In this article you'll learn:

  • Important differences when it comes to defining events on React websites
  • Best practices for using Heap on React websites

Usage

To install Heap with react (also known as reactJS), follow our web installation instructions. The snippet attaches Heap to the browser’s window, so you can access Heap from within React components by calling window.heap.

Defining Events

When customers use your product or app, Heap collects that event data. This includes all references to the tags, classes, IDs, and all other attributes that make up what’s known as the DOM (Document Object Model). When you define an event, you’re telling Heap what that data means— it’s a virtual pointer to all the data we collect.

Most of the time, those classes, IDs, and attributes have some semantic meaning. For example, a signup button may have an ID of “signup” and look like this:

<button id="signup">Sign Me up!</button>

It may also have classes, a type, a name, etc. depending on the element, such as this:

<button id="signup" class="btn btn-primary" type="submit" name="signup">

This semantically useful information makes it easy for you to identify and define events. However, with newer frameworks like React, which include libraries and modules to make the work that developers do faster and more efficient, the amount of semantically useful information in the DOM is often diminished.
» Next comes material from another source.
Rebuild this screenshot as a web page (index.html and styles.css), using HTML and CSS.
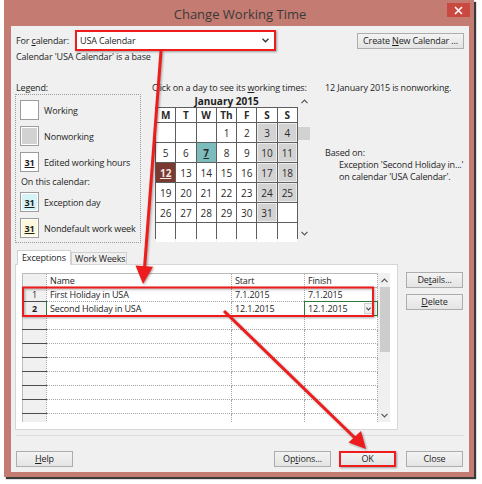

React libraries that implement CSS modules tend to do non-conventional things to the HTML code on the page. They may completely replace semantic class names with short, random strings. They may preserve some semantically useful information, but may also append a random string to the end of the class, which changes on each build. Some implementations may only use a data-react-id attribute which has no semantic value (typically just a number) and that Heap, accordingly, doesn’t track.

As a best practice for using Heap with React websites, we recommend using data attributes and semantically useful class names. For more information on how to use these, see General Strategies for Using Heap with a Minified DOM.

For information on how to manage react native events, see Managing React Native Event Definitions. For information on how to define new react native events, see Define Events with visual labeling (react native).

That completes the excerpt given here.